Starting our descent…
This was the first time I could actually see the terrain from the previous night. It was indeed, all rocks, so I prepared to “surf” down them to get to our camp. Soon, some of the other Regulators caught up to me as I was going pretty slow. Carroll, Chris and Mark floated down the rocks. I actually stopped at one point to just watch them! They were going so fast!
After several hours of climbing, we stopped at Barafu for some food and to change, as well as to catch a few zzz’s. I didn’t eat much, yet did manage to change and rest a bit. Apparently, once we started the descent to the final camp on Kilimanjaro, my body decided it had had enough and revolted! For the next 24 hours, I was quite sick, taking breaks about every hour to step off the trail and vomit. Sheri and Brad stayed with me almost the whole way down, as well as our guide Tom. Without the three of them, I’d probably still be wandering on Kilimanjaro; lost, but still pretty 🙂
I don’t remember much of our last camp or that day’s climb down, but I certainly remember the line at the little duka (shop) at that final camp. Not only could we sign our names to register at the camp, but we could also purchase cold beer and cola, a luxury that many of the climbers enjoyed! I opted for a coke and let it lose some of its fizz before attempting a sip. We were again reunited with the Leomoshu group and everyone exchanged stories of their climb, photos, laughs and tears.

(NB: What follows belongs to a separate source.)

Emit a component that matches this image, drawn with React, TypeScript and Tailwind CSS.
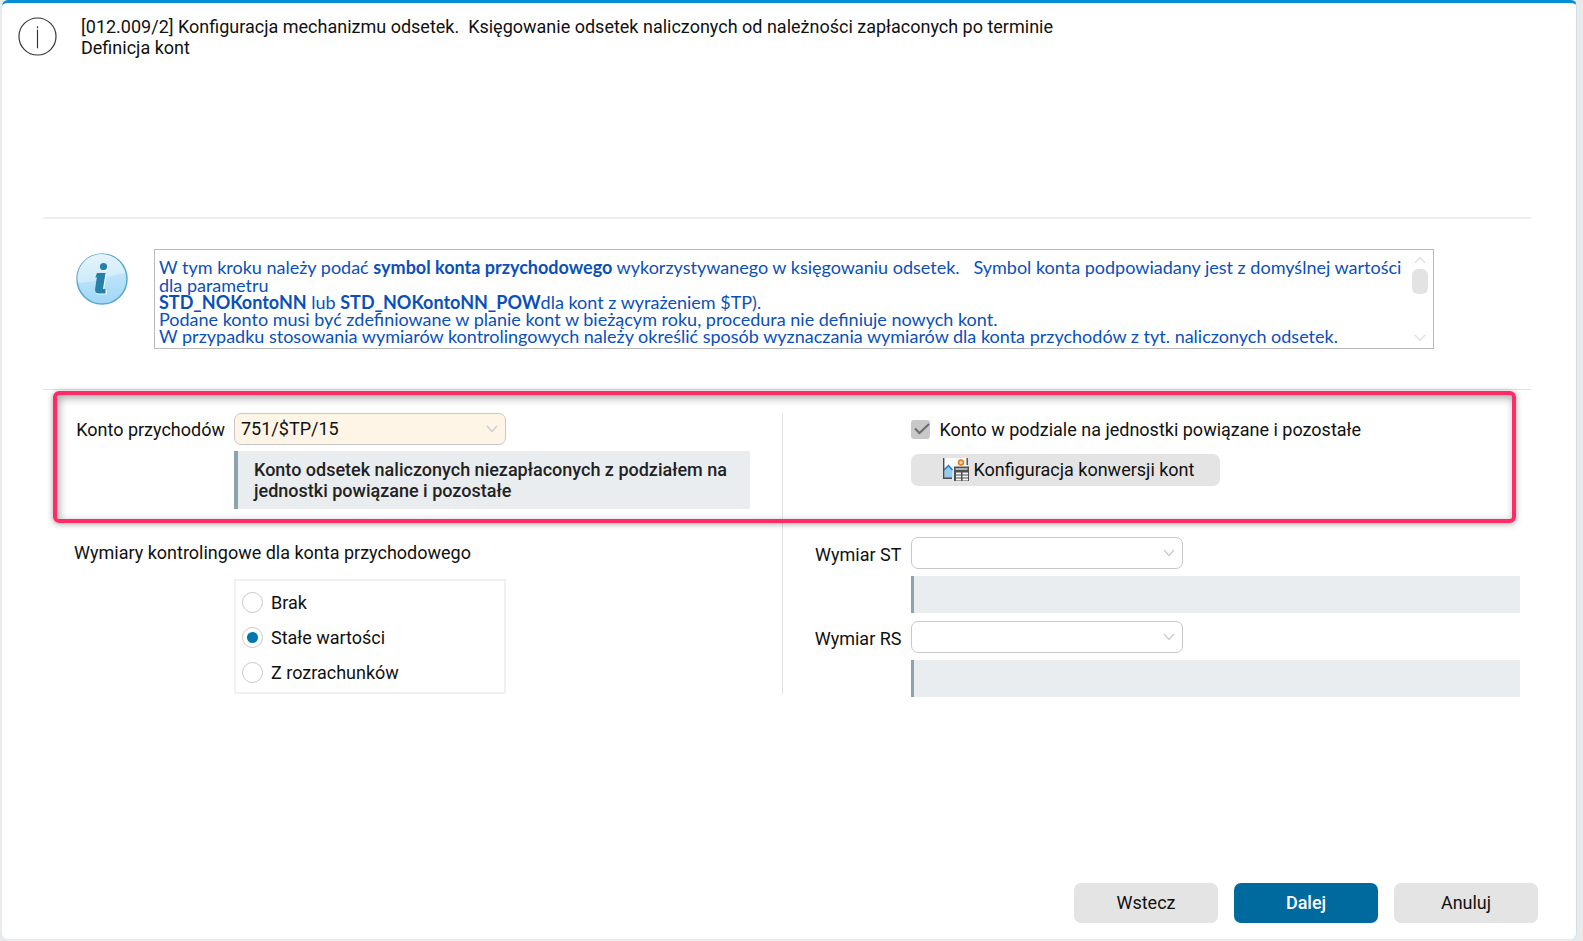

That night, Esther (an MD), stayed with me in my tent to monitor my breathing and sickness, and was consequently deemed “Tent Doctor”. She was a Godsend and made sure I was OK.
After breakfast, we headed out in various groups. Before reaching the bottom there was one more little point where we could sign a check-in book. Several more hours later, we were greeted by some of the porters and guides singing beautiful songs of celebration as each climber received an official certificate of completion.We had made it!
Many thanks for joining me on this journey!